▶ _Stated task_: Find all lines in the listing that include the word "React", then copy them.
-- begin Collected data --
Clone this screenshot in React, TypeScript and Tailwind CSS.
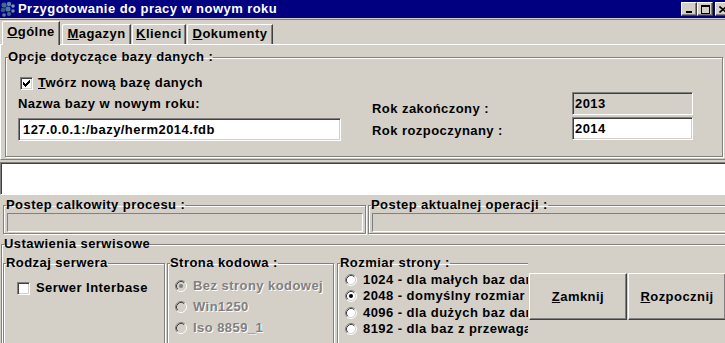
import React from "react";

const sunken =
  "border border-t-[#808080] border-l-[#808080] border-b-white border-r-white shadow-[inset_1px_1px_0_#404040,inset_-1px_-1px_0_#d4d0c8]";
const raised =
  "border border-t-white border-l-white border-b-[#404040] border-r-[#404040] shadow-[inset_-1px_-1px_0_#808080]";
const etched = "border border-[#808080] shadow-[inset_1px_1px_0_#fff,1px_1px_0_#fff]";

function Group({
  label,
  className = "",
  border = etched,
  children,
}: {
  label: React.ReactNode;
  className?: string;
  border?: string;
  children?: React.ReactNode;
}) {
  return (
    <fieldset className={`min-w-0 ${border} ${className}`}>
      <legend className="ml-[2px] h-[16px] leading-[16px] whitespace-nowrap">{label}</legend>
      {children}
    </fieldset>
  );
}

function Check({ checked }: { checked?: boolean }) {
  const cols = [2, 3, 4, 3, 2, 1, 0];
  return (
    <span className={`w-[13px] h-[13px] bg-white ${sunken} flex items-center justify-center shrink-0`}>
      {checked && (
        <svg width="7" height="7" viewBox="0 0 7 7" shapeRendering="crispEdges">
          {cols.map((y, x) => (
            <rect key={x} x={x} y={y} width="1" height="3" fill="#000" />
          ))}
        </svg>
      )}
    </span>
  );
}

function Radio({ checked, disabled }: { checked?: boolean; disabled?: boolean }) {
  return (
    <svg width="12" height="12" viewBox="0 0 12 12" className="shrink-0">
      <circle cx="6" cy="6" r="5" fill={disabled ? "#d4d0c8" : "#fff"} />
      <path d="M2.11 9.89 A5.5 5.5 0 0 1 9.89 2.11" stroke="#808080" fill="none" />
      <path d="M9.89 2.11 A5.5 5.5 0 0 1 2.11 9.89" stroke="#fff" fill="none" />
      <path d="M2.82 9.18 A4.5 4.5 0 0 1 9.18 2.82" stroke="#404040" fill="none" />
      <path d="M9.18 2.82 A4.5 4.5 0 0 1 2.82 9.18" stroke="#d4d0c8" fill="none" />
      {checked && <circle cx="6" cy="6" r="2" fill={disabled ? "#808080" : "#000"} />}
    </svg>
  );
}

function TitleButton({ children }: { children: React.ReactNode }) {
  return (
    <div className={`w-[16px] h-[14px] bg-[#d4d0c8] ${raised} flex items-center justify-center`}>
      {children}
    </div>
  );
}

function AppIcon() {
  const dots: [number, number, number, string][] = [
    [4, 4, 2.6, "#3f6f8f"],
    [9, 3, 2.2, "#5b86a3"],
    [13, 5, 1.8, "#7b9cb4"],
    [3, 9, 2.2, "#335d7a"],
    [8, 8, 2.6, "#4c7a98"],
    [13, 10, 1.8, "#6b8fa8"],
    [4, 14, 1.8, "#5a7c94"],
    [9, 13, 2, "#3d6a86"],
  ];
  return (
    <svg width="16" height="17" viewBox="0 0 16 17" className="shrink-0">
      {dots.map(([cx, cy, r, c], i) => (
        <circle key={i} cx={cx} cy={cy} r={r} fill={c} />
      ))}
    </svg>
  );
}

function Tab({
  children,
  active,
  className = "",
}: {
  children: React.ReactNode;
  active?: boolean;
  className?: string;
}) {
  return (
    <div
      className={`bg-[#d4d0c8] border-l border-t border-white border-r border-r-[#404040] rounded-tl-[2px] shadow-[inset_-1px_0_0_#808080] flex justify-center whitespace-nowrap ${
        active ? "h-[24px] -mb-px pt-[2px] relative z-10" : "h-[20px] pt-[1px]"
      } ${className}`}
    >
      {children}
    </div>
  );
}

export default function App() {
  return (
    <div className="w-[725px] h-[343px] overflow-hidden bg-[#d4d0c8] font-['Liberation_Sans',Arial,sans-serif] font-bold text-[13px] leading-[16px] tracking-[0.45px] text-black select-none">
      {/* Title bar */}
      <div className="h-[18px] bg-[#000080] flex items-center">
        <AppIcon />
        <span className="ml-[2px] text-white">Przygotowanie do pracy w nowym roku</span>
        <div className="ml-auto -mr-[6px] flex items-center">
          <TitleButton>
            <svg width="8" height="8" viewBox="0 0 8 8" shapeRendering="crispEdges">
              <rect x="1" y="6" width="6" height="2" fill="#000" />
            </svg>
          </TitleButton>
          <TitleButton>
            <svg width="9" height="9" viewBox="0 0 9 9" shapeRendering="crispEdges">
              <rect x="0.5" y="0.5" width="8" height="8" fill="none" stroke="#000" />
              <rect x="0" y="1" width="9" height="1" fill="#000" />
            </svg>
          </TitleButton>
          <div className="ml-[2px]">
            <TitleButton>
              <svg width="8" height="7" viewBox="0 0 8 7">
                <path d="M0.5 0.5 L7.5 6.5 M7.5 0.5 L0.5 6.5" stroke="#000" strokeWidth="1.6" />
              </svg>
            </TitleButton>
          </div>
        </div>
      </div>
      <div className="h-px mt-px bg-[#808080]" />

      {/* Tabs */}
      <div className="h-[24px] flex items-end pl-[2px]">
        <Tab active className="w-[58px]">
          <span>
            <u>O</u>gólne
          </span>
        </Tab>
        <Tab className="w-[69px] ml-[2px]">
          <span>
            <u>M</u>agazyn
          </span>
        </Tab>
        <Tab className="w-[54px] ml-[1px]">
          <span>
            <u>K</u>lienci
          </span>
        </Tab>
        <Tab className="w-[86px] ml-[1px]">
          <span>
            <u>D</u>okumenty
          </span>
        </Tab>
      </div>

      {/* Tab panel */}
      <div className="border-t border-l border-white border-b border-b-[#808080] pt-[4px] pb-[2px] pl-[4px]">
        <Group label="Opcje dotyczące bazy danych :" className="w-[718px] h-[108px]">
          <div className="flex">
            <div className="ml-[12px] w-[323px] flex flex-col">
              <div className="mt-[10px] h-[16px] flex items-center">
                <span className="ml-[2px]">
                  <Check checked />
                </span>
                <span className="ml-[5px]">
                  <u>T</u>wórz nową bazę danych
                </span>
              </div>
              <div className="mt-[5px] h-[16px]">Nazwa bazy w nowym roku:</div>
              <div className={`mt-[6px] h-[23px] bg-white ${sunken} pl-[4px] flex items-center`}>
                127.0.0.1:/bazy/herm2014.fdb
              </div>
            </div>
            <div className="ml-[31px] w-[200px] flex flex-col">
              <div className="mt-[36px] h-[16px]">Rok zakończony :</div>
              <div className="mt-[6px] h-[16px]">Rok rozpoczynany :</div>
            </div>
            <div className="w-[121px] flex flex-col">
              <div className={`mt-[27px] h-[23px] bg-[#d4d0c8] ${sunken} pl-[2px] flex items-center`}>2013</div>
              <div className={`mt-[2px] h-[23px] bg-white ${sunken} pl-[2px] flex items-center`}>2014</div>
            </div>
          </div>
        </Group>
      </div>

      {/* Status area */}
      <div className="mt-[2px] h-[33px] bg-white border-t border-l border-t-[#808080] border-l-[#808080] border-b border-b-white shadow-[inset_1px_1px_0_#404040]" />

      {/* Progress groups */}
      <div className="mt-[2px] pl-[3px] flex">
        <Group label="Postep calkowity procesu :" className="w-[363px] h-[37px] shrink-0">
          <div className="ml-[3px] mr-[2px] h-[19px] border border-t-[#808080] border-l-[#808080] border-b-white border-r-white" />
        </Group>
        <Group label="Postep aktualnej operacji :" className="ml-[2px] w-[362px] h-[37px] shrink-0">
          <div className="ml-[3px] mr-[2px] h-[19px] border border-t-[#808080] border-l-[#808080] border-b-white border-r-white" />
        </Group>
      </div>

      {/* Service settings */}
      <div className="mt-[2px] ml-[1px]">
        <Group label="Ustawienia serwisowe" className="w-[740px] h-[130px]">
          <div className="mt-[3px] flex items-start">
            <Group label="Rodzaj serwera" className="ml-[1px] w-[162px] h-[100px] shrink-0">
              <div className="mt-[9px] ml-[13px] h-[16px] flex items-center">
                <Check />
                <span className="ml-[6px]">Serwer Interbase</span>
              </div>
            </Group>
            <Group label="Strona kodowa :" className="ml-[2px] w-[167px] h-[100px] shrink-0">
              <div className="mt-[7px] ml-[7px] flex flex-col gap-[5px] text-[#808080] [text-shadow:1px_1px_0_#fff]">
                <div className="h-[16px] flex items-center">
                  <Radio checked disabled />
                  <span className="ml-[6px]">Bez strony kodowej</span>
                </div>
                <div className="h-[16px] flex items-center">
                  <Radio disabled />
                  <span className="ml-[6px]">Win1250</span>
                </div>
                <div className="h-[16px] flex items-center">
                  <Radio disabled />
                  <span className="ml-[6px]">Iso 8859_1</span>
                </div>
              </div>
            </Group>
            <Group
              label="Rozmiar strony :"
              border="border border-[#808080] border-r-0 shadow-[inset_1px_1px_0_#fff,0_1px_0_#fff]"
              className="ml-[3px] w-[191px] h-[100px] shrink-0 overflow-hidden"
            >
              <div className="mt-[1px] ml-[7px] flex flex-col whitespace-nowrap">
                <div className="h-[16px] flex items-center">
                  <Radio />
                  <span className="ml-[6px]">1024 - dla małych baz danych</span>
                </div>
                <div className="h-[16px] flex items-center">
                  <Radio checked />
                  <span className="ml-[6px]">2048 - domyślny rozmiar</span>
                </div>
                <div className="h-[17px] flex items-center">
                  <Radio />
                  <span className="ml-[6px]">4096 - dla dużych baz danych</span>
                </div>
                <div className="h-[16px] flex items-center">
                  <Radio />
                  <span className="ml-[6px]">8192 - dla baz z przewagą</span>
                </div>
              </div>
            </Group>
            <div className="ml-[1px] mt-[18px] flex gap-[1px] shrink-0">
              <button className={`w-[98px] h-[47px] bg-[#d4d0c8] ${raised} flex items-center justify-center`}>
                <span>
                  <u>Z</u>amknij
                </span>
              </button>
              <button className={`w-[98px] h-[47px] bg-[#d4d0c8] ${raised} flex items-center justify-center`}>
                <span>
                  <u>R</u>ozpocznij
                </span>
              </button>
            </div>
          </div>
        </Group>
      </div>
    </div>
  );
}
-- end Collected data --
▶ _Answer in full_:
Clone this screenshot in React, TypeScript and Tailwind CSS.
import React from "react";
  label: React.ReactNode;
  children?: React.ReactNode;
function TitleButton({ children }: { children: React.ReactNode }) {
  children: React.ReactNode;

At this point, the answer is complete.